Defendant’s citation of section 969b and Castillo, supra, 217 Cal.App.3d 1020, assumes the records offered at trial were a certified “prison packet” (he claims defense counsel “offered certified prison records”). The Attorney General claims the defense offered “certified copies of docket sheets.” The description offered in the trial court suggests something less than defendant claims and something more than the Attorney General advances. Even if we consider the parties’ description in the trial court of the certified documents as Sacramento County Superior Court docket sheets and probation orders, we conclude that defendant has failed to demonstrate that the trial court abused its discretion in concluding that the offered evidence did not meet applicable rules of admissibility. The trial court properly ruled that the documents, which were not described as certified prison records, did not meet foundational requirements for admission in that they had no fingerprints or other identifying information to conclude that the person named in the records and the victim in the present case were one and the same. (See People v. Martinez (2000) 22 Cal.4th 106, 113-121, 134-135, 136-138; People v. Dunlap (1993) 18 Cal.App.4th 1468, 1471-1472, 1476-1481.)
We further conclude that the trial court did not abuse its discretion in refusing a continuance to obtain the foundational evidence. (People v. Wilson (2005) 36 Cal.4th 309, 352; People v. Howard (1992) 1 Cal.4th 1132, 1171 (Howard).) “To establish good cause for a continuance, defendant had the burden of showing that he had exercised due diligence to secure the witness’s attendance, that the witness’s expected testimony was material and not cumulative, that the testimony could be obtained within a reasonable time, and that the facts to which the witness would testify could not otherwise be proven.” (Howard, supra, 1 Cal.4th at p. 1171; People v. Lewis and Oliver (2006) 39 Cal.4th 970, 1036.)
Midtrial, defense counsel was appointed and granted a brief continuance, over the prosecution’s objection. Defense counsel requested the next continuance after both sides rested, the court was prepared to instruct the jury, and defense counsel’s request to introduce documents to impeach the victim had just been denied.

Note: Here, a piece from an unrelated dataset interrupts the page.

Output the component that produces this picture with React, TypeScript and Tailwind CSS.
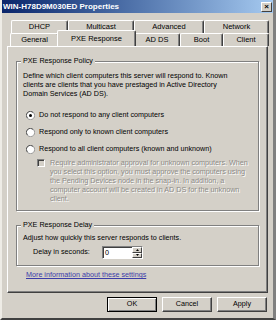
import React from "react";

const bg = "bg-[#d4d0c8]";

const Tab = ({ label, w, active = false }: { label: string; w: string; active?: boolean }) => (
  <div
    className={`${w} ${
      active
        ? "h-[16px] -mt-[3px] -mx-[2px] z-10 border-b-0 bg-[#d4d0c8]"
        : "h-[13px]"
    } flex items-center justify-center border-t border-l border-white border-r border-r-[#404040] shadow-[inset_-1px_0_0_#808080] rounded-t-[2px] text-[7.5px] text-black`}
  >
    {label}
  </div>
);

const Radio = ({ checked = false, label }: { checked?: boolean; label: string }) => (
  <div className="flex items-center gap-[4px] h-[10px]">
    <svg width="9" height="9" viewBox="0 0 12 12">
      <circle cx="6" cy="6" r="5.5" fill="#ffffff" stroke="#808080" strokeWidth="1" />
      <path d="M2 9.5 A5 5 0 0 1 9.5 2" fill="none" stroke="#404040" strokeWidth="1" />
      {checked && <circle cx="6" cy="6" r="2" fill="#000" />}
    </svg>
    <span>{label}</span>
  </div>
);

const GroupBox = ({
  title,
  className,
  children,
}: {
  title: string;
  className: string;
  children: React.ReactNode;
}) => (
  <div
    className={`relative border border-[#808080] shadow-[inset_1px_1px_0_#ffffff,1px_1px_0_#ffffff] ${className}`}
  >
    <span className={`absolute -top-[6px] left-[4px] px-[2px] leading-[10px] ${bg}`}>
      {title}
    </span>
    {children}
  </div>
);

const Button = ({ label, isDefault = false }: { label: string; isDefault?: boolean }) => (
  <div
    className={`w-[50px] h-[15px] flex items-center justify-center ${bg} border ${
      isDefault
        ? "border-black shadow-[inset_1px_1px_0_#ffffff,inset_-1px_-1px_0_#808080]"
        : "border-t-white border-l-white border-r-[#404040] border-b-[#404040] shadow-[inset_-1px_-1px_0_#808080]"
    }`}
  >
    {label}
  </div>
);

const approvalLines = [
  "Require administrator approval for unknown computers. When",
  "you select this option, you must approve the computers using",
  "the Pending Devices node in the snap-in. In addition, a",
  "computer account will be created in AD DS for the unknown",
  "client.",
];

export default function App() {
  return (
    <div
      className={`w-[276px] h-[320px] ${bg} flex flex-col border-l-2 border-l-[#eeece6] border-r-[3px] border-r-[#808080] border-b-2 border-b-[#404040] text-[7.2px] text-black overflow-hidden`}
      style={{ fontFamily: '"Liberation Sans", Arial, sans-serif' }}
    >
      {/* title bar */}
      <div className="h-[13px] -ml-[2px] flex items-center justify-between pl-[3px] pr-[1px] bg-gradient-to-r from-[#0a246a] to-[#a6caf0]">
        <span className="text-white font-bold text-[8px] leading-none">WIN-H78D9M030ED Properties</span>
        <div className="w-[11px] h-[10px] bg-[#d4d0c8] border border-t-white border-l-white border-r-[#404040] border-b-[#404040] flex items-center justify-center text-[8px] font-bold leading-none">
          ×
        </div>
      </div>

      {/* tabs */}
      <div className="mt-[7px] ml-[7px] flex flex-col">
        <div className="flex ml-[2px]">
          <Tab label="DHCP" w="w-[57px]" />
          <Tab label="Multicast" w="w-[66px]" />
          <Tab label="Advanced" w="w-[70px]" />
          <Tab label="Network" w="w-[65px]" />
        </div>
        <div className="flex ml-[1px] relative z-10">
          <Tab label="General" w="w-[49px]" />
          <Tab label="PXE Response" w="w-[79px]" active />
          <Tab label="AD DS" w="w-[46px]" />
          <Tab label="Boot" w="w-[43px]" />
          <Tab label="Client" w="w-[46px]" />
        </div>
      </div>

      {/* tab panel */}
      <div className="ml-[5px] w-[261px] h-[247px] border border-t-white border-l-white border-r-[#404040] border-b-[#404040] shadow-[inset_-1px_-1px_0_#808080] flex flex-col pl-[8px] pt-[14px]">
        <GroupBox title="PXE Response Policy" className="w-[243px] h-[150px] pl-[6px] pt-[9px]">
          <p className="leading-[9px] w-[212px]">
            Define which client computers this server will respond to. Known clients are clients that you have
            prestaged in Active Directory Domain Services (AD DS).
          </p>
          <div className="mt-[12px] pl-[3px] flex flex-col gap-[7px]">
            <Radio checked label="Do not respond to any client computers" />
            <Radio label="Respond only to known client computers" />
            <Radio label="Respond to all client computers (known and unknown)" />
          </div>
          <div className="mt-[4px] ml-[14px] flex gap-[5px]">
            <div className="w-[8px] h-[8px] mt-[1px] shrink-0 border border-t-[#808080] border-l-[#808080] border-r-white border-b-white bg-[#d4d0c8] shadow-[inset_1px_1px_0_#404040]" />
            <p className="leading-[9px] whitespace-nowrap text-[#8c8a86] [text-shadow:1px_1px_0_#ffffff]">
              {approvalLines.map((line) => (
                <span key={line} className="block">
                  {line}
                </span>
              ))}
            </p>
          </div>
        </GroupBox>

        <GroupBox title="PXE Response Delay" className="mt-[14px] w-[243px] h-[41px] pl-[6px] pt-[7px]">
          <p className="leading-[9px]">Adjust how quickly this server responds to clients.</p>
          <div className="mt-[4px] ml-[10px] flex items-center">
            <span className="w-[69px]">Delay in seconds:</span>
            <div className="w-[41px] h-[13px] flex border border-t-[#808080] border-l-[#808080] border-r-white border-b-white bg-white">
              <div className="flex-1 pl-[2px] leading-[11px] shadow-[inset_1px_1px_0_#404040]">0</div>
              <div className="w-[10px] flex flex-col">
                <div className={`flex-1 ${bg} border border-t-white border-l-white border-r-[#404040] border-b-[#404040] flex items-center justify-center`}>
                  <svg width="3" height="2" viewBox="0 0 3 2"><path d="M0 2 L1.5 0 L3 2 Z" fill="#000" /></svg>
                </div>
                <div className={`flex-1 ${bg} border border-t-white border-l-white border-r-[#404040] border-b-[#404040] flex items-center justify-center`}>
                  <svg width="3" height="2" viewBox="0 0 3 2"><path d="M0 0 L1.5 2 L3 0 Z" fill="#000" /></svg>
                </div>
              </div>
            </div>
          </div>
        </GroupBox>

        <a className="mt-[4px] ml-[10px] leading-[9px] text-[#3c3ca8] underline">
          More information about these settings
        </a>
      </div>

      {/* buttons */}
      <div className="mt-[4px] ml-[105px] flex gap-[5px]">
        <Button label="OK" isDefault />
        <Button label="Cancel" />
        <Button label="Apply" />
      </div>
    </div>
  );
}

There was no showing that a fingerprint or handwriting expert could be obtained in a reasonable time.
Even assuming the continuance should have been granted, we find any error harmless. The evidence against defendant was overwhelming. Pombo witnessed the physical abuse and the victim’s injuries. Garman testified about an argument in the bedroom before defendant left and hearing a slapping noise with the victim exiting the bedroom crying. A sheriff’s deputy saw the victim’s injuries and photographed the same, albeit the next day. Defendant did not testify. He had a prior domestic violence conviction for abuse he inflicted upon the same victim. The evidence he offered with respect to the victim’s anger and jealousy was insubstantial and did not support his apparent claim that the victim was the aggressor.

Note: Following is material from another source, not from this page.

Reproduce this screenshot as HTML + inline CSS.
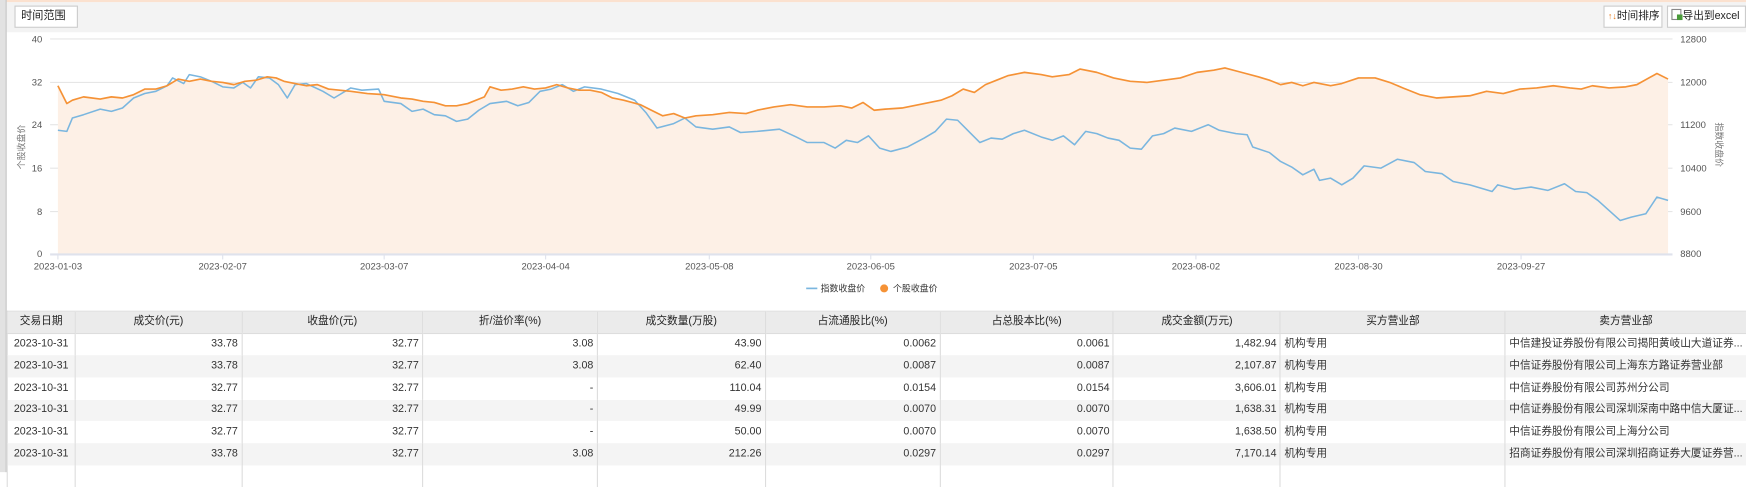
<!DOCTYPE html>
<html><head><meta charset="utf-8"><style>
html,body{margin:0;padding:0;width:1746px;height:472px;overflow:hidden;background:#fff;font-family:"Liberation Sans","Noto Sans CJK SC",sans-serif;}
#w{position:absolute;left:0;top:0;width:1568px;height:424px;transform:scale(1.11352);transform-origin:0 0;}
.abs{position:absolute}
.btn{position:absolute;background:#fff;border:1px solid #ccc;font-size:10px;color:#222;line-height:18px;box-sizing:border-box;height:20px;white-space:nowrap;overflow:hidden}
table{position:absolute;left:6px;top:279px;border-collapse:collapse;font-size:9.6px;color:#333;table-layout:fixed}
td,th{height:19.75px;line-height:12px;padding:0 3px;border-left:1px solid #ddd;white-space:nowrap;overflow:hidden;box-sizing:border-box;vertical-align:middle}
th{background:#ebebeb;font-weight:normal;color:#222;text-align:center;border-bottom:1px solid #ddd;border-top:1px solid #ddd}
td{text-align:right}
td.l{text-align:left}td.c{text-align:center}
tr:nth-child(odd) td{background:#f4f4f4}
</style></head><body><div id="w">
<div class="abs" style="left:0;top:0;width:1568px;height:2px;background:#fbe1cf"></div>
<div class="abs" style="left:0;top:2px;width:1568px;height:27px;background:#f3f3f3"></div>
<div class="abs" style="left:0;top:0;width:5px;height:424px;background:#e2e2e2;border-right:1px solid #c8c8c8"></div>
<div class="btn" style="left:13px;top:5px;width:57px;padding-left:5px">时间范围</div>
<div class="btn" style="left:1440px;top:5px;width:53px;padding-left:3px;font-size:9.6px"><span style="color:#e87d1e;font-size:8px">↑↓</span>时间排序</div>
<div class="btn" style="left:1497px;top:5px;width:71px;padding-left:3px;font-size:9.6px"><span style="display:inline-block;width:7px;height:8px;border:1px solid #888;vertical-align:-1px;position:relative;background:#fff;margin-right:1px"><span style="position:absolute;right:-2px;bottom:-1px;width:5px;height:5px;background:#4a9b3a"></span></span>导出到excel</div>
<svg class="abs" style="left:0;top:0" width="1568" height="300" viewBox="0 0 1568 300" font-family="Liberation Sans,Noto Sans CJK SC,sans-serif">
<g stroke="#e6e6e6" stroke-width="1">
<line x1="45" x2="1502" y1="35" y2="35"/><line x1="45" x2="1502" y1="74" y2="74"/><line x1="45" x2="1502" y1="112" y2="112"/><line x1="45" x2="1502" y1="151" y2="151"/><line x1="45" x2="1502" y1="190" y2="190"/>
</g>
<polygon fill="#fdf0e6" points="52,228 52,77 60,93 65,90 75,87 90,89 100,87 110,88 120,85 130,80 140,80 150,77 160,71 170,73 180,71 190,73 200,74 210,76 220,73 230,72 240,69 248,70 255,73 265,75 275,77 285,76 295,80 305,81 315,82 330,84 345,85 360,88 370,89 380,91 390,92 400,95 410,95 420,93 435,87 440,78 450,81 460,80 470,78 480,80 490,79 500,76 510,79 520,81 530,81 540,83 550,88 560,90 575,94 585,99 595,104 605,102 615,106 625,104 640,103 655,101 670,102 680,99 695,96 710,94 725,96 740,96 755,95 765,97 775,92 785,99 795,98 810,97 820,95 830,93 845,90 855,86 865,80 875,83 885,76 895,72 905,68 920,65 935,67 945,69 960,67 970,62 985,65 1000,70 1015,73 1030,74 1045,72 1060,70 1075,65 1090,63 1100,61 1115,65 1130,69 1140,72 1150,76 1160,74 1170,77 1180,74 1195,77 1205,75 1220,70 1235,70 1248,74 1260,79 1275,85 1290,88 1305,87 1320,86 1335,82 1350,84 1365,80 1380,79 1395,77 1410,79 1420,80 1430,77 1445,79 1460,78 1470,76 1488,66 1498,71 1498,228"/>
<line x1="45" x2="1502" y1="228.5" y2="228.5" stroke="#dfe2ec" stroke-width="2"/>
<g stroke="#dfe2ec"><line x1="52" x2="52" y1="228" y2="233"/><line x1="200" x2="200" y1="228" y2="233"/><line x1="345" x2="345" y1="228" y2="233"/><line x1="490" x2="490" y1="228" y2="233"/><line x1="637" x2="637" y1="228" y2="233"/><line x1="782" x2="782" y1="228" y2="233"/><line x1="928" x2="928" y1="228" y2="233"/><line x1="1074" x2="1074" y1="228" y2="233"/><line x1="1220" x2="1220" y1="228" y2="233"/><line x1="1366" x2="1366" y1="228" y2="233"/></g>
<polyline fill="none" stroke="#7ab6df" stroke-width="1.4" stroke-linejoin="round" points="52,117 60,118 65,106 75,103 90,98 100,100 110,97 120,88 130,84 140,82 150,77 155,70 165,75 170,67 180,69 190,73 200,78 210,79 218,74 225,79 232,69 242,70 250,76 258,88 265,76 275,75 290,82 300,88 315,79 325,81 340,80 345,91 360,93 370,100 380,98 390,103 400,104 410,109 420,107 430,99 440,93 455,91 465,95 475,92 485,82 495,80 505,76 515,82 525,78 540,80 555,84 570,90 580,101 590,115 605,111 615,106 625,114 640,116 655,114 665,119 680,118 700,116 715,123 725,128 740,128 750,133 760,126 770,128 780,122 790,133 800,136 815,132 830,124 840,118 850,107 860,108 870,118 880,128 890,124 900,125 910,120 920,117 935,123 945,126 955,122 965,130 975,118 985,120 995,124 1005,126 1015,133 1025,134 1035,122 1045,120 1055,115 1070,118 1085,112 1095,117 1110,120 1120,121 1125,132 1140,137 1150,145 1160,150 1170,157 1180,152 1185,162 1195,160 1205,166 1215,160 1225,149 1240,151 1255,143 1270,146 1280,154 1295,156 1305,163 1320,166 1340,172 1345,166 1360,170 1375,168 1390,171 1405,165 1415,172 1425,173 1435,180 1445,189 1455,198 1465,195 1478,192 1488,177 1498,180"/>
<polyline fill="none" stroke="#f59236" stroke-width="1.5" stroke-linejoin="round" points="52,77 60,93 65,90 75,87 90,89 100,87 110,88 120,85 130,80 140,80 150,77 160,71 170,73 180,71 190,73 200,74 210,76 220,73 230,72 240,69 248,70 255,73 265,75 275,77 285,76 295,80 305,81 315,82 330,84 345,85 360,88 370,89 380,91 390,92 400,95 410,95 420,93 435,87 440,78 450,81 460,80 470,78 480,80 490,79 500,76 510,79 520,81 530,81 540,83 550,88 560,90 575,94 585,99 595,104 605,102 615,106 625,104 640,103 655,101 670,102 680,99 695,96 710,94 725,96 740,96 755,95 765,97 775,92 785,99 795,98 810,97 820,95 830,93 845,90 855,86 865,80 875,83 885,76 895,72 905,68 920,65 935,67 945,69 960,67 970,62 985,65 1000,70 1015,73 1030,74 1045,72 1060,70 1075,65 1090,63 1100,61 1115,65 1130,69 1140,72 1150,76 1160,74 1170,77 1180,74 1195,77 1205,75 1220,70 1235,70 1248,74 1260,79 1275,85 1290,88 1305,87 1320,86 1335,82 1350,84 1365,80 1380,79 1395,77 1410,79 1420,80 1430,77 1445,79 1460,78 1470,76 1488,66 1498,71"/>
<g font-size="8.5" fill="#555" text-anchor="end">
<text x="38" y="38">40</text><text x="38" y="77">32</text><text x="38" y="115">24</text><text x="38" y="154">16</text><text x="38" y="193">8</text><text x="38" y="231">0</text>
</g>
<g font-size="8.5" fill="#555">
<text x="1509" y="38">12800</text><text x="1509" y="77">12000</text><text x="1509" y="115">11200</text><text x="1509" y="154">10400</text><text x="1509" y="193">9600</text><text x="1509" y="231">8800</text>
</g>
<g font-size="8.5" fill="#555" text-anchor="middle">
<text x="52" y="242">2023-01-03</text><text x="200" y="242">2023-02-07</text><text x="345" y="242">2023-03-07</text><text x="490" y="242">2023-04-04</text><text x="637" y="242">2023-05-08</text><text x="782" y="242">2023-06-05</text><text x="928" y="242">2023-07-05</text><text x="1074" y="242">2023-08-02</text><text x="1220" y="242">2023-08-30</text><text x="1366" y="242">2023-09-27</text>
</g>
<text font-size="8" fill="#777" text-anchor="middle" transform="translate(22,132) rotate(-90)">个股收盘价</text>
<text font-size="8" fill="#777" text-anchor="middle" transform="translate(1541,130) rotate(90)">指数收盘价</text>
<line x1="724" x2="734" y1="259" y2="259" stroke="#7ab6df" stroke-width="1.5"/>
<text x="737" y="262" font-size="8" fill="#333">指数收盘价</text>
<circle cx="794" cy="259" r="3.6" fill="#f59236"/>
<text x="802" y="262" font-size="8" fill="#333">个股收盘价</text>
</svg>
<table>
<colgroup><col style="width:61px"><col style="width:151px"><col style="width:164px"><col style="width:158px"><col style="width:152px"><col style="width:158px"><col style="width:157px"><col style="width:151px"><col style="width:204px"><col style="width:206px"></colgroup>
<tr><th>交易日期</th><th>成交价(元)</th><th>收盘价(元)</th><th>折/溢价率(%)</th><th>成交数量(万股)</th><th>占流通股比(%)</th><th>占总股本比(%)</th><th>成交金额(万元)</th><th>买方营业部</th><th>卖方营业部</th></tr>
<tr><td class="c">2023-10-31</td><td>33.78</td><td>32.77</td><td>3.08</td><td>43.90</td><td>0.0062</td><td>0.0061</td><td>1,482.94</td><td class="l">机构专用</td><td class="l">中信建投证券股份有限公司揭阳黄岐山大道证券...</td></tr>
<tr><td class="c">2023-10-31</td><td>33.78</td><td>32.77</td><td>3.08</td><td>62.40</td><td>0.0087</td><td>0.0087</td><td>2,107.87</td><td class="l">机构专用</td><td class="l">中信证券股份有限公司上海东方路证券营业部</td></tr>
<tr><td class="c">2023-10-31</td><td>32.77</td><td>32.77</td><td>-</td><td>110.04</td><td>0.0154</td><td>0.0154</td><td>3,606.01</td><td class="l">机构专用</td><td class="l">中信证券股份有限公司苏州分公司</td></tr>
<tr><td class="c">2023-10-31</td><td>32.77</td><td>32.77</td><td>-</td><td>49.99</td><td>0.0070</td><td>0.0070</td><td>1,638.31</td><td class="l">机构专用</td><td class="l">中信证券股份有限公司深圳深南中路中信大厦证...</td></tr>
<tr><td class="c">2023-10-31</td><td>32.77</td><td>32.77</td><td>-</td><td>50.00</td><td>0.0070</td><td>0.0070</td><td>1,638.50</td><td class="l">机构专用</td><td class="l">中信证券股份有限公司上海分公司</td></tr>
<tr><td class="c">2023-10-31</td><td>33.78</td><td>32.77</td><td>3.08</td><td>212.26</td><td>0.0297</td><td>0.0297</td><td>7,170.14</td><td class="l">机构专用</td><td class="l">招商证券股份有限公司深圳招商证券大厦证券营...</td></tr>
<tr><td class="c"></td><td></td><td></td><td></td><td></td><td></td><td></td><td></td><td class="l"></td><td class="l"></td></tr>
</table>
</div></body></html>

Defendant, representing himself, asked questions eliciting the victim’s hearsay statements, not the prosecutor. Had counsel been appointed prior to trial, defense counsel most likely would not have elicited the victim’s hearsay statements and no impeachment would have been required. Defense counsel cannot be faulted given the circumstances and timing of his appointment. (Strickland v. Washington (1984) 466 U.S. 668, 687-688, 691-692 [80 L.Ed.2d 674, 693, 696]; People v. Ledesma (1987) 43 Cal.3d 171, 216-218.)
IV
On February 9, 2005, when the deputy found defendant next to his truck, which had collided with a concrete pillar, he asked defendant what was going on. Defendant replied, “I don’t know what is wrong with the bitch. I didn’t touch her tonight.” Defendant contends that the trial court failed to instruct sua sponte with CALJIC No. 2.71, that is, that defendant’s admissions should be viewed with caution.

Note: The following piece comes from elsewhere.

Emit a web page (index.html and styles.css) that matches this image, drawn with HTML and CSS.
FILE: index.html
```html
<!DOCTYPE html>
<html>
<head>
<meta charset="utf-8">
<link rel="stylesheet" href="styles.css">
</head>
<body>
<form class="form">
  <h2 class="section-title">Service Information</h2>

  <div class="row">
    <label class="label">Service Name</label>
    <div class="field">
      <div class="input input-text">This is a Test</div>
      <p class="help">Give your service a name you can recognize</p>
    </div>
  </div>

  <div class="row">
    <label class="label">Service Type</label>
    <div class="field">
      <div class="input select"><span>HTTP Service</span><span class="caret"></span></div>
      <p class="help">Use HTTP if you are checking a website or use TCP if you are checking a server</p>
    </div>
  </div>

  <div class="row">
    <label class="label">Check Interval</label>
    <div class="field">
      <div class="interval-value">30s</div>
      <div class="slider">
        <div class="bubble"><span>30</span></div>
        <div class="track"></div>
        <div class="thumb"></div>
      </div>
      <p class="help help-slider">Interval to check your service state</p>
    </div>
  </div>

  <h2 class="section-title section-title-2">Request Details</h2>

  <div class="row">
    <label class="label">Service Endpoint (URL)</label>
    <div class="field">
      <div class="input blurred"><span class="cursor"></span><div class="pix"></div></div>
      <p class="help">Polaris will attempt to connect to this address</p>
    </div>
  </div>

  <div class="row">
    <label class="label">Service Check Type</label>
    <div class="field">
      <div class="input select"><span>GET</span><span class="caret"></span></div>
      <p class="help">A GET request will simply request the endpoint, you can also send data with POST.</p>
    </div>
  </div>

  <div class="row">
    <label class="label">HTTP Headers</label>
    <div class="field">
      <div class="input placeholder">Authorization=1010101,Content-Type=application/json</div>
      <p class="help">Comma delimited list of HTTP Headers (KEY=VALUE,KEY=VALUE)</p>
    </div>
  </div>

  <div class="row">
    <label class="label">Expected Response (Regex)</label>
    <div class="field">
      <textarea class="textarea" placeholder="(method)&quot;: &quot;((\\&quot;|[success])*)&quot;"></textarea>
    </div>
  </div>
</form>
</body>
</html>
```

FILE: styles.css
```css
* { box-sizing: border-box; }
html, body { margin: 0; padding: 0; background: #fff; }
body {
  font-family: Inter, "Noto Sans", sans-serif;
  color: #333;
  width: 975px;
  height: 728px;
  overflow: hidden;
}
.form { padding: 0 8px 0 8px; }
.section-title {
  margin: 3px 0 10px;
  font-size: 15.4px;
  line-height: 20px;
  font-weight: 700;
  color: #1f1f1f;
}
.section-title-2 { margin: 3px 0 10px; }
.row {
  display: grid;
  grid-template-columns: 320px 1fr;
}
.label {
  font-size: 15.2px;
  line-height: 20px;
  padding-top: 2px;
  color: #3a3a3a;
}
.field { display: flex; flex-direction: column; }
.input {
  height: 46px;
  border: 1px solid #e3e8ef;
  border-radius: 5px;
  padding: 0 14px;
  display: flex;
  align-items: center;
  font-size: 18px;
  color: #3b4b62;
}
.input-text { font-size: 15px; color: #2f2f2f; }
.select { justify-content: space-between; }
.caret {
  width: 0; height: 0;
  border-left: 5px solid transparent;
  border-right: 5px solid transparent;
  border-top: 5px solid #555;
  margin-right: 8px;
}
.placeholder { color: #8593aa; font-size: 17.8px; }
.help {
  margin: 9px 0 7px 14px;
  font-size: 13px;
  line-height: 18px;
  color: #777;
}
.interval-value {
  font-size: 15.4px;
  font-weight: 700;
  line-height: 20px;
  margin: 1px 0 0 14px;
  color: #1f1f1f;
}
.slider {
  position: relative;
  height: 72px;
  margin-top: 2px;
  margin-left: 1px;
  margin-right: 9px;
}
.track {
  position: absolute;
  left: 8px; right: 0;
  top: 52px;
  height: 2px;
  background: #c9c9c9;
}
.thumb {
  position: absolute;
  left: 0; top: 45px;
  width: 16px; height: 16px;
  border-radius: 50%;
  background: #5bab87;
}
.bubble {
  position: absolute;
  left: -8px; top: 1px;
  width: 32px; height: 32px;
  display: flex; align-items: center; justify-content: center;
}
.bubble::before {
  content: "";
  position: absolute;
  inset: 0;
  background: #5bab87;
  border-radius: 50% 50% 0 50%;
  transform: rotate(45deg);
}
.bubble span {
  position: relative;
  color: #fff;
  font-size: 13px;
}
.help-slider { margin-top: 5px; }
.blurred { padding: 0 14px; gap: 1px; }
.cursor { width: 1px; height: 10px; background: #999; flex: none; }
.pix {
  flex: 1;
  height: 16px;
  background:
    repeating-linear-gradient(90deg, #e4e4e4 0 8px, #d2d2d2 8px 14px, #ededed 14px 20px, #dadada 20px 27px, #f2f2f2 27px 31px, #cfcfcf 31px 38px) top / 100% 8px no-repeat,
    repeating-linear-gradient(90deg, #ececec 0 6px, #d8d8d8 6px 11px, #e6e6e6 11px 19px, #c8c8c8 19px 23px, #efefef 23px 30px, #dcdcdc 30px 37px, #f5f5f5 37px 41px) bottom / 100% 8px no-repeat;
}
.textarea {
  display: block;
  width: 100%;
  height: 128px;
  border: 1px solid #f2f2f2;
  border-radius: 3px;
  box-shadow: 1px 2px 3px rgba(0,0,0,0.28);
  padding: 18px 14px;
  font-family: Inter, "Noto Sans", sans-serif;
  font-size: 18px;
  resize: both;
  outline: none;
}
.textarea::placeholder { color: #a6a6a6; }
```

CALJIC No. 2.71 provides: “An admission is a statement made by [a] [the] defendant which does not by itself acknowledge [his] [her] guilt of the crime[s] for which the defendant is on trial, but which statement tends to prove [his] [her] guilt when considered with the rest of the evidence. [¶] You are the exclusive judges as to whether the defendant made an admission, and if so, whether that statement is true in whole or in part. [¶] [Evidence of an oral admission of [a] [the] defendant not made in court should be viewed with caution.]”
The Attorney General responds that the instruction was not required because defendant’s statement did not prove his guilt but rather was exculpatory in that he stated that he did not hit the victim.
In reply, defendant notes that the statement was admitted in the prosecution’s case-in-chief during direct examination of the deputy and further, that the prosecutor characterized defendant’s statement as an admission in closing argument.
Where there is substantial evidence of an admission, the trial court has a duty to instruct sua sponte with CALJIC No. 2.71. The trial court’s failure to so instruct is error but will result in reversal only “‘if upon a reweighing of the evidence it does not appear reasonably probable that a result more favorable to defendant would have been reached in the absence of the error.’” (People v. Bunyard (1988) 45 Cal.3d 1189, 1224.)
Defendant’s statements made to the deputy were implied admissions because they demonstrate that defendant had previously hit the victim and reflect a consciousness of guilt for the current offense in view of all the circumstances. The trial court had a duty to instruct sua sponte and its failure to do so was error. The error, however, was harmless. The purpose of CALJIC No. 2.71 is to assist the jury in evaluating whether defendant made the statement. (People v. Livaditis (1992) 2 Cal.4th 759, 784; People v. Stankewitz (1990) 51 Cal.3d 72, 94, citing People v. Beagle (1972) 6 Cal.3d 441, 456.) Here, there was no evidence that defendant did not utter the statement or that the deputy fabricated or inaccurately recalled or recounted defendant’s statement. Defendant did not testify or otherwise deny or even argue that he did not make the statement. The trial court’s error in failing to instruct the jury with CALJIC No. 2.71 was harmless. (Beagle, supra, 6 Cal.3d at pp. 455-456.)
DISPOSITION
The judgment is affirmed.
We concur: DAVIS , Acting P.J., ROBIE , J.